_MATERIAL PROVIDED_
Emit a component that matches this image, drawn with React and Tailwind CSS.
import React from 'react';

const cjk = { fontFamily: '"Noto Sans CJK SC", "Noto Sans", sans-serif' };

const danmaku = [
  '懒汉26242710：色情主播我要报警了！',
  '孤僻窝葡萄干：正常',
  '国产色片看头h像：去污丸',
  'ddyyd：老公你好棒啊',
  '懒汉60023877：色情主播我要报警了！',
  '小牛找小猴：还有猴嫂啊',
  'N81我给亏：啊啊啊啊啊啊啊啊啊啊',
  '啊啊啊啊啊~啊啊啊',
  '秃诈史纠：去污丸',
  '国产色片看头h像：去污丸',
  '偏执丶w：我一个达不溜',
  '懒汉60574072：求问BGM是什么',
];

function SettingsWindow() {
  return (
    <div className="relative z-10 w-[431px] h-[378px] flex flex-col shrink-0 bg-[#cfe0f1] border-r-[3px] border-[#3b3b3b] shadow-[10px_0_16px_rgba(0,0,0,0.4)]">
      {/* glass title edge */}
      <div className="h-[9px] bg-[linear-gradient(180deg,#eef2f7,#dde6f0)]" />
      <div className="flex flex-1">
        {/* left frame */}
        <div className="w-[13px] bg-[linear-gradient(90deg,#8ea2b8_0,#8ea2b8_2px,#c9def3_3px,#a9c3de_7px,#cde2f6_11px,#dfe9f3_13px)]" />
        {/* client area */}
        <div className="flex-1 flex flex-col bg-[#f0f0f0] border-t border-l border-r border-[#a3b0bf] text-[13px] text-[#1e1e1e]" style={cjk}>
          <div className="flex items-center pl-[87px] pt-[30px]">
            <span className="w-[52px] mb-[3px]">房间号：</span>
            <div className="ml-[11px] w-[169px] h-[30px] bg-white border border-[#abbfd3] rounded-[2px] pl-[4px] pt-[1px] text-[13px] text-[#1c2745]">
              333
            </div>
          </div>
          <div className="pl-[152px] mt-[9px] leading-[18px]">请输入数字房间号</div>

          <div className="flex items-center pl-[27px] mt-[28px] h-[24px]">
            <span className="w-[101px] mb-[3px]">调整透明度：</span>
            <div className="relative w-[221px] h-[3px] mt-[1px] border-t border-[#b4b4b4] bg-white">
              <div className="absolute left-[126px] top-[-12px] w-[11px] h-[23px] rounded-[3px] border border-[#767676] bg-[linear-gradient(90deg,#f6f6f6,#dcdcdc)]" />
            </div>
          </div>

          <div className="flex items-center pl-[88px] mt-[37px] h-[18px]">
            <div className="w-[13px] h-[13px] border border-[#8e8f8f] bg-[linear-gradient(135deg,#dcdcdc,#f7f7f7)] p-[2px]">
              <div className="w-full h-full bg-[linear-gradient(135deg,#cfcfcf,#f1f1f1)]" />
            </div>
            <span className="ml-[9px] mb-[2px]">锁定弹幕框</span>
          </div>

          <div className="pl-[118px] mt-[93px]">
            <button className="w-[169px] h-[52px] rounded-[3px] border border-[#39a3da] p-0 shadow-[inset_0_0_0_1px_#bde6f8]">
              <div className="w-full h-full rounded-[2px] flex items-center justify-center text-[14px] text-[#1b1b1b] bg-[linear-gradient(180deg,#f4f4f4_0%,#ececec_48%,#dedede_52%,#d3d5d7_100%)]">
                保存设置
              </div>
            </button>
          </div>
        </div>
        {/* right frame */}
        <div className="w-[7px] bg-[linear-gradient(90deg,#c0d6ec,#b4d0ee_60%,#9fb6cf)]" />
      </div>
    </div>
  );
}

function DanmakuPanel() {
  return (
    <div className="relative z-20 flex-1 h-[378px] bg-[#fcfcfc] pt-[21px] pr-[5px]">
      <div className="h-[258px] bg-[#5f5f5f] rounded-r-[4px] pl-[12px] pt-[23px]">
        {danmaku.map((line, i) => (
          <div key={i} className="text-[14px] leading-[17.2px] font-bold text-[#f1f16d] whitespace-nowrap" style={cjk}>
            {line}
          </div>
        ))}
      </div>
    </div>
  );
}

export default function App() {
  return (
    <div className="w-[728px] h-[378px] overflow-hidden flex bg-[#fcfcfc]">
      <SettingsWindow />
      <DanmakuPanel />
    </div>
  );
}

_REQUEST_
Repeat the data in its entirety, character for character.

_REPLY TO THE EXERCISE_
Emit a component that matches this image, drawn with React and Tailwind CSS.
import React from 'react';

const cjk = { fontFamily: '"Noto Sans CJK SC", "Noto Sans", sans-serif' };

const danmaku = [
  '懒汉26242710：色情主播我要报警了！',
  '孤僻窝葡萄干：正常',
  '国产色片看头h像：去污丸',
  'ddyyd：老公你好棒啊',
  '懒汉60023877：色情主播我要报警了！',
  '小牛找小猴：还有猴嫂啊',
  'N81我给亏：啊啊啊啊啊啊啊啊啊啊',
  '啊啊啊啊啊~啊啊啊',
  '秃诈史纠：去污丸',
  '国产色片看头h像：去污丸',
  '偏执丶w：我一个达不溜',
  '懒汉60574072：求问BGM是什么',
];

function SettingsWindow() {
  return (
    <div className="relative z-10 w-[431px] h-[378px] flex flex-col shrink-0 bg-[#cfe0f1] border-r-[3px] border-[#3b3b3b] shadow-[10px_0_16px_rgba(0,0,0,0.4)]">
      {/* glass title edge */}
      <div className="h-[9px] bg-[linear-gradient(180deg,#eef2f7,#dde6f0)]" />
      <div className="flex flex-1">
        {/* left frame */}
        <div className="w-[13px] bg-[linear-gradient(90deg,#8ea2b8_0,#8ea2b8_2px,#c9def3_3px,#a9c3de_7px,#cde2f6_11px,#dfe9f3_13px)]" />
        {/* client area */}
        <div className="flex-1 flex flex-col bg-[#f0f0f0] border-t border-l border-r border-[#a3b0bf] text-[13px] text-[#1e1e1e]" style={cjk}>
          <div className="flex items-center pl-[87px] pt-[30px]">
            <span className="w-[52px] mb-[3px]">房间号：</span>
            <div className="ml-[11px] w-[169px] h-[30px] bg-white border border-[#abbfd3] rounded-[2px] pl-[4px] pt-[1px] text-[13px] text-[#1c2745]">
              333
            </div>
          </div>
          <div className="pl-[152px] mt-[9px] leading-[18px]">请输入数字房间号</div>

          <div className="flex items-center pl-[27px] mt-[28px] h-[24px]">
            <span className="w-[101px] mb-[3px]">调整透明度：</span>
            <div className="relative w-[221px] h-[3px] mt-[1px] border-t border-[#b4b4b4] bg-white">
              <div className="absolute left-[126px] top-[-12px] w-[11px] h-[23px] rounded-[3px] border border-[#767676] bg-[linear-gradient(90deg,#f6f6f6,#dcdcdc)]" />
            </div>
          </div>

          <div className="flex items-center pl-[88px] mt-[37px] h-[18px]">
            <div className="w-[13px] h-[13px] border border-[#8e8f8f] bg-[linear-gradient(135deg,#dcdcdc,#f7f7f7)] p-[2px]">
              <div className="w-full h-full bg-[linear-gradient(135deg,#cfcfcf,#f1f1f1)]" />
            </div>
            <span className="ml-[9px] mb-[2px]">锁定弹幕框</span>
          </div>

          <div className="pl-[118px] mt-[93px]">
            <button className="w-[169px] h-[52px] rounded-[3px] border border-[#39a3da] p-0 shadow-[inset_0_0_0_1px_#bde6f8]">
              <div className="w-full h-full rounded-[2px] flex items-center justify-center text-[14px] text-[#1b1b1b] bg-[linear-gradient(180deg,#f4f4f4_0%,#ececec_48%,#dedede_52%,#d3d5d7_100%)]">
                保存设置
              </div>
            </button>
          </div>
        </div>
        {/* right frame */}
        <div className="w-[7px] bg-[linear-gradient(90deg,#c0d6ec,#b4d0ee_60%,#9fb6cf)]" />
      </div>
    </div>
  );
}

function DanmakuPanel() {
  return (
    <div className="relative z-20 flex-1 h-[378px] bg-[#fcfcfc] pt-[21px] pr-[5px]">
      <div className="h-[258px] bg-[#5f5f5f] rounded-r-[4px] pl-[12px] pt-[23px]">
        {danmaku.map((line, i) => (
          <div key={i} className="text-[14px] leading-[17.2px] font-bold text-[#f1f16d] whitespace-nowrap" style={cjk}>
            {line}
          </div>
        ))}
      </div>
    </div>
  );
}

export default function App() {
  return (
    <div className="w-[728px] h-[378px] overflow-hidden flex bg-[#fcfcfc]">
      <SettingsWindow />
      <DanmakuPanel />
    </div>
  );
}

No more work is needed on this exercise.